# [Problem]
Select all lines holding the word "styles" from the entries that follow.

--- START Data extract ---

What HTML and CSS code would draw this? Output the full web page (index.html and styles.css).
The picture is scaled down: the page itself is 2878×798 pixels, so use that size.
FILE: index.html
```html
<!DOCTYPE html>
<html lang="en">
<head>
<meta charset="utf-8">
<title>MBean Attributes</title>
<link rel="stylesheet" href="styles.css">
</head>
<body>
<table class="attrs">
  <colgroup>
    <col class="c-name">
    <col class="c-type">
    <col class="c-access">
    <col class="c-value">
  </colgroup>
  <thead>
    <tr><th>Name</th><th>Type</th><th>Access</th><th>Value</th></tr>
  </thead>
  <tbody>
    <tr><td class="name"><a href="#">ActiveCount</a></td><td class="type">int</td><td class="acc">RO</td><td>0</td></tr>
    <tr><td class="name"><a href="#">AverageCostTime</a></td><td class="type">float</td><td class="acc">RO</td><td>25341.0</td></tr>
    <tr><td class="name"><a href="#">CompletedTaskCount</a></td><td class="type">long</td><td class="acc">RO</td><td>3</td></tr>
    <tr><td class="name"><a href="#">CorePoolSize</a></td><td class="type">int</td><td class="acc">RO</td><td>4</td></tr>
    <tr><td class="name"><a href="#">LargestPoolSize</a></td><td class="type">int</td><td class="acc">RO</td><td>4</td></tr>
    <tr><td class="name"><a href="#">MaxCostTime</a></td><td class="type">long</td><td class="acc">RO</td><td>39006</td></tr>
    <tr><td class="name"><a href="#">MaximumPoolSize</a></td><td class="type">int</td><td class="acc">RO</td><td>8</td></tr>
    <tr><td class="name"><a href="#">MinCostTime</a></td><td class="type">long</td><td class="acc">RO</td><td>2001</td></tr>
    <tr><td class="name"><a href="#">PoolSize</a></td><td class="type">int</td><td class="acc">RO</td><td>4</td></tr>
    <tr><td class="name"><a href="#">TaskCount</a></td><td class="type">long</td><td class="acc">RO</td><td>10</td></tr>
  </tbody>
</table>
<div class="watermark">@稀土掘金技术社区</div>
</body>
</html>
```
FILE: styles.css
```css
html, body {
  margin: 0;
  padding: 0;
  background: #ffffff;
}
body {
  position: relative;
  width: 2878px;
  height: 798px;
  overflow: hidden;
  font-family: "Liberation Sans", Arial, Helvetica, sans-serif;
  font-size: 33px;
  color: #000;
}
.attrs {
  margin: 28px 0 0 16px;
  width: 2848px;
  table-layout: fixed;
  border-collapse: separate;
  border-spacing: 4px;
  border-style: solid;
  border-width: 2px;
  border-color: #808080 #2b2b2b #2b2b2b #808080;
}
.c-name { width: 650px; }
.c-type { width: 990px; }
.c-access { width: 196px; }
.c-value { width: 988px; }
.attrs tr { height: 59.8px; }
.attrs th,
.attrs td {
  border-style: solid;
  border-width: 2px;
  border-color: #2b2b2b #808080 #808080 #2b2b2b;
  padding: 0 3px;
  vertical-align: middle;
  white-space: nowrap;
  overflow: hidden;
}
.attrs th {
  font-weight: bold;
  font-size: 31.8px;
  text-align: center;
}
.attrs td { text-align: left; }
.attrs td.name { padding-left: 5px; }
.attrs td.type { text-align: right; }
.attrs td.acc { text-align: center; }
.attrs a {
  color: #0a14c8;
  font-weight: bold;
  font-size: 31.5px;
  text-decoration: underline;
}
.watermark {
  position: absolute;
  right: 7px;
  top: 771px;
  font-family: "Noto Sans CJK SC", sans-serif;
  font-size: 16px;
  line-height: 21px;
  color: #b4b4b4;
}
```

--- END Data extract ---
--- START Data extract ---

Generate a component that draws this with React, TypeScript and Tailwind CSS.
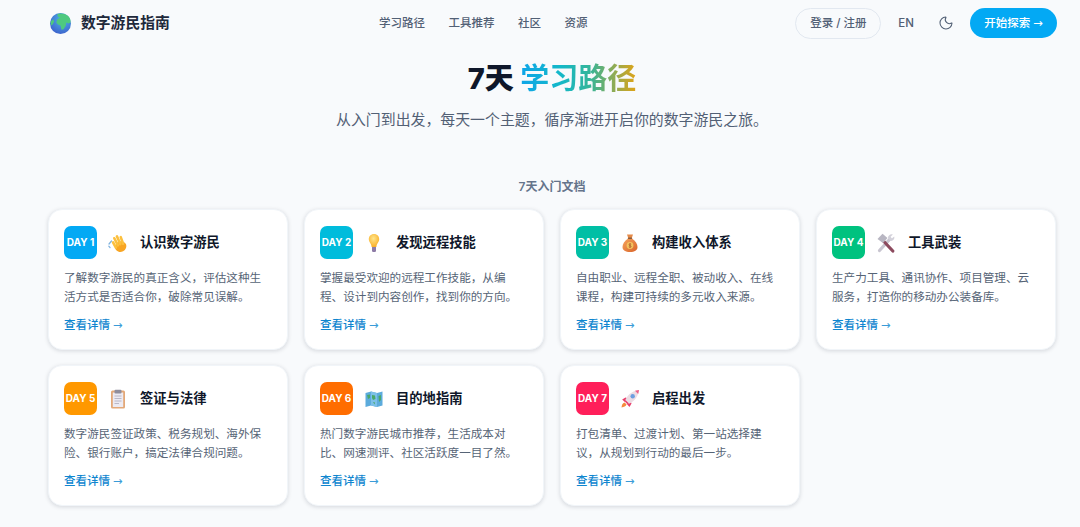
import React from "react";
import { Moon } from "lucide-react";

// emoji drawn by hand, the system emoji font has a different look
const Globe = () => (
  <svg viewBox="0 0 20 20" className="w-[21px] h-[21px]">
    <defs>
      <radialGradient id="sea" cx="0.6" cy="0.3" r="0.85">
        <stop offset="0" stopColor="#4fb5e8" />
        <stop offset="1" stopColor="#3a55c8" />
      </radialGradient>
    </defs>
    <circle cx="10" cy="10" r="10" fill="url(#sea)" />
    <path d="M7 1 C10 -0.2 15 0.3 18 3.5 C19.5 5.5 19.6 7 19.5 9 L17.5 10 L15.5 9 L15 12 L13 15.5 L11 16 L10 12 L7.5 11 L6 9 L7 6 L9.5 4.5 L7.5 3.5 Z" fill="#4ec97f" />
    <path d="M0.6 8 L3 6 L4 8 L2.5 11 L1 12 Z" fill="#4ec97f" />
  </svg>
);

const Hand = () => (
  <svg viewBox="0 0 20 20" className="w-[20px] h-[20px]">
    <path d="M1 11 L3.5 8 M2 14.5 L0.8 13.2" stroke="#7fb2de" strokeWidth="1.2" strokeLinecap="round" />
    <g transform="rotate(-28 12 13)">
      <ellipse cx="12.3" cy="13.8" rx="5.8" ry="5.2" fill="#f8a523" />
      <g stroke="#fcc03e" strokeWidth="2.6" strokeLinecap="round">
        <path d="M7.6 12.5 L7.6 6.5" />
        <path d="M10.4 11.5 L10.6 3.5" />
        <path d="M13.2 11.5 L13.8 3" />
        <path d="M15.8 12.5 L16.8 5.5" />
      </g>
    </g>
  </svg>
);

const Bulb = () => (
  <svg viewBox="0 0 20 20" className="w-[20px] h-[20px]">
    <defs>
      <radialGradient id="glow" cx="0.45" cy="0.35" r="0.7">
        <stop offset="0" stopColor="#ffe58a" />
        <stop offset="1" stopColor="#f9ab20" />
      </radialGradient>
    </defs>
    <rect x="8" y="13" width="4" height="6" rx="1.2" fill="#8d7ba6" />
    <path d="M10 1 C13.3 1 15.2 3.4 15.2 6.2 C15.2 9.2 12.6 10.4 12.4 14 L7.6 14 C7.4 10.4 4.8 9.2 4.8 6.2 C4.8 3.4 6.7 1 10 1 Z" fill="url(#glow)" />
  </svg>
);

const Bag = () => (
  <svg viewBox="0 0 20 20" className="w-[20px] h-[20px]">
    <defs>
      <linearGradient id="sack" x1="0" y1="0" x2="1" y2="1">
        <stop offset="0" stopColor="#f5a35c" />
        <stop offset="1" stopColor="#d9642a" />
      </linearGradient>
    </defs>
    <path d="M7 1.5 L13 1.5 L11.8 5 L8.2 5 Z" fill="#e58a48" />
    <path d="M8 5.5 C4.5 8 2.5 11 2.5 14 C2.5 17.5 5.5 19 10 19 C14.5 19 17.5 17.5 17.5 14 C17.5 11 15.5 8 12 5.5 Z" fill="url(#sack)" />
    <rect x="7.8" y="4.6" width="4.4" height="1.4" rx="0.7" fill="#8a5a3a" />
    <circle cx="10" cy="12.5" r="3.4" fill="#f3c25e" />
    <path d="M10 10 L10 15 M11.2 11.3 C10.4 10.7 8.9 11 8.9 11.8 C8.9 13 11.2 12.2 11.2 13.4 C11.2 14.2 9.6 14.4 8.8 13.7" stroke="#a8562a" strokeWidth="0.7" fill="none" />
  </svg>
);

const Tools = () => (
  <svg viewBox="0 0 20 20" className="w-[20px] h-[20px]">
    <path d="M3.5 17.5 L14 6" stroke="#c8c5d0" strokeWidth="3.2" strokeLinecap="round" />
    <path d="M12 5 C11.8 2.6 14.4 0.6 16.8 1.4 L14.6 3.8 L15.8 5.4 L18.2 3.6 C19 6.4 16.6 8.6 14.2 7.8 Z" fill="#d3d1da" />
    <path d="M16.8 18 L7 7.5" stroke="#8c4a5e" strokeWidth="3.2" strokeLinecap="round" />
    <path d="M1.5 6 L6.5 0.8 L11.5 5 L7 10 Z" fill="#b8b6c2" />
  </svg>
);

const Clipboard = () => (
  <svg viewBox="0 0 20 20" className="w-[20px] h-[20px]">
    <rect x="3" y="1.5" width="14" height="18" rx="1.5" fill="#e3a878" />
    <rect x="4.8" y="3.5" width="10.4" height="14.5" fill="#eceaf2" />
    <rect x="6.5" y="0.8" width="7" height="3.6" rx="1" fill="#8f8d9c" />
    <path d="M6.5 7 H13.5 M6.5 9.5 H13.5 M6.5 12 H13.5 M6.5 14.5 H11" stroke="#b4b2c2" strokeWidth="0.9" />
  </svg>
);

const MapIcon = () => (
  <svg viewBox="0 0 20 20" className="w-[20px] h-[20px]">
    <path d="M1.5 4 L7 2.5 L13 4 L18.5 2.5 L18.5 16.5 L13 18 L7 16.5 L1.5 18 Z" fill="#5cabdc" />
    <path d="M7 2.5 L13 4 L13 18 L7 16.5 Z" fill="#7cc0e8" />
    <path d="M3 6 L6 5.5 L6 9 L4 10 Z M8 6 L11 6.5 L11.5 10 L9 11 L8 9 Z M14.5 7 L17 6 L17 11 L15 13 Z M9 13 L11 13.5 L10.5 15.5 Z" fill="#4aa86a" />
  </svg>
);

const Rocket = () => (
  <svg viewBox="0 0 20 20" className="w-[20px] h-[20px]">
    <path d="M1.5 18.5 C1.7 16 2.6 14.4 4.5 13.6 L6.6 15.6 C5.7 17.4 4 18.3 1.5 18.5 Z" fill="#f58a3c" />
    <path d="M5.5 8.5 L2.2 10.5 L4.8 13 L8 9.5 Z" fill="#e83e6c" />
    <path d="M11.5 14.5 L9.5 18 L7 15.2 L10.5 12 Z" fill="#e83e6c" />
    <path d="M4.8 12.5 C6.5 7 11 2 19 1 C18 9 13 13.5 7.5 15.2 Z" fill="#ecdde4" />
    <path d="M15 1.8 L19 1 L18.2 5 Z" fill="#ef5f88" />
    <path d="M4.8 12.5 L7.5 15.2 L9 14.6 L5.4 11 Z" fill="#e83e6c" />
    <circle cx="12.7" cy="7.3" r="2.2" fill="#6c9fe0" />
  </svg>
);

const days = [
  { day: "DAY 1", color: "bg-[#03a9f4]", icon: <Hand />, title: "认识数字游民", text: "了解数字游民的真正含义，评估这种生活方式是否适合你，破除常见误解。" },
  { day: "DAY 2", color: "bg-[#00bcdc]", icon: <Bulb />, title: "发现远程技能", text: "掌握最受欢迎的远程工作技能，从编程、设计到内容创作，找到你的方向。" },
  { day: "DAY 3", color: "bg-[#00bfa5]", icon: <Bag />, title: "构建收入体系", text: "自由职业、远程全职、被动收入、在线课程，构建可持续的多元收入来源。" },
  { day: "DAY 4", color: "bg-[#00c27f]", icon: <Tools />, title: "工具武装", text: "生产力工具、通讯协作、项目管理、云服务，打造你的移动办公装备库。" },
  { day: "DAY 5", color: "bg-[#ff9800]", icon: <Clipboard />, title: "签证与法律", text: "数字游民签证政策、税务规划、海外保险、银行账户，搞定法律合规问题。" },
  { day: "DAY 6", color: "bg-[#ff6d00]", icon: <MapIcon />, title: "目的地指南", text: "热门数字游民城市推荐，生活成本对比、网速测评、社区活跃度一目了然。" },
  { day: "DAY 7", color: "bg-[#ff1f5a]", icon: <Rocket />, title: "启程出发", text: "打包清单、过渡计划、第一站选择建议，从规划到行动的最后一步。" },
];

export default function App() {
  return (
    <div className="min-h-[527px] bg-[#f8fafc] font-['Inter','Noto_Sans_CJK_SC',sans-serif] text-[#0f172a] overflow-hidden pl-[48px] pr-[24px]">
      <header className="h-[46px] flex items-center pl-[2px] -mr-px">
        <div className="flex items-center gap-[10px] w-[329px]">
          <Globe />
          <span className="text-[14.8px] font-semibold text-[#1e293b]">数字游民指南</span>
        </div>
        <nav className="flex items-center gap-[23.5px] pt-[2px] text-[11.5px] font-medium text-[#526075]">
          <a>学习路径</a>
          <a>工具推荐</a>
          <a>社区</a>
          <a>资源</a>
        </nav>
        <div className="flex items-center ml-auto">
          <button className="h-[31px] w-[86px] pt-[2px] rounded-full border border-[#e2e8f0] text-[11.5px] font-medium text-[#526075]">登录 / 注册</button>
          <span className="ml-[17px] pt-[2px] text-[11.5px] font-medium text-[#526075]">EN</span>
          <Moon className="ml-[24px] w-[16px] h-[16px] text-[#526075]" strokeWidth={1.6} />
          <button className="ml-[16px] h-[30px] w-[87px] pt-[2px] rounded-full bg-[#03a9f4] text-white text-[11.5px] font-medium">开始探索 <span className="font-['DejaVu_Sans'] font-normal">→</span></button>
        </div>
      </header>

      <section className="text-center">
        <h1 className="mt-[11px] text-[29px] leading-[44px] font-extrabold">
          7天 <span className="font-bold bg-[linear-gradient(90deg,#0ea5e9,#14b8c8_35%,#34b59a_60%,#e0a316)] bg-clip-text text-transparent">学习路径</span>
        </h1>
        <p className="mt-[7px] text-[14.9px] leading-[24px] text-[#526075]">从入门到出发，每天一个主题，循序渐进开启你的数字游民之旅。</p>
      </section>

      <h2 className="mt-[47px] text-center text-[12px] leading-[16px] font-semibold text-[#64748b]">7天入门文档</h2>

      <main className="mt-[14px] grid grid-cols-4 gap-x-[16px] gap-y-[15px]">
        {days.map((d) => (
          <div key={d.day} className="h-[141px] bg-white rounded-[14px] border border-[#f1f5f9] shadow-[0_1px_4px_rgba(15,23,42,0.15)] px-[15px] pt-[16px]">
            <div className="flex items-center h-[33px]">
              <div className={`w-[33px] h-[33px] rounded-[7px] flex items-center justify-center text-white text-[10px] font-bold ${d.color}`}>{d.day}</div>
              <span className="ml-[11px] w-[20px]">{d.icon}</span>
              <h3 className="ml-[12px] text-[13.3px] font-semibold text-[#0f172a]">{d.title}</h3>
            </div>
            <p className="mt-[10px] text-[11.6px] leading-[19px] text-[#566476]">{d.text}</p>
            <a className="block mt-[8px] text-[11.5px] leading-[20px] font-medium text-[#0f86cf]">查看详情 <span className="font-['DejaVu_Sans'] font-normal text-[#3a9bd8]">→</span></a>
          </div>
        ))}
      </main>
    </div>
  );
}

--- END Data extract ---

# [Exercise result]
What HTML and CSS code would draw this? Output the full web page (index.html and styles.css).
<link rel="stylesheet" href="styles.css">
FILE: styles.css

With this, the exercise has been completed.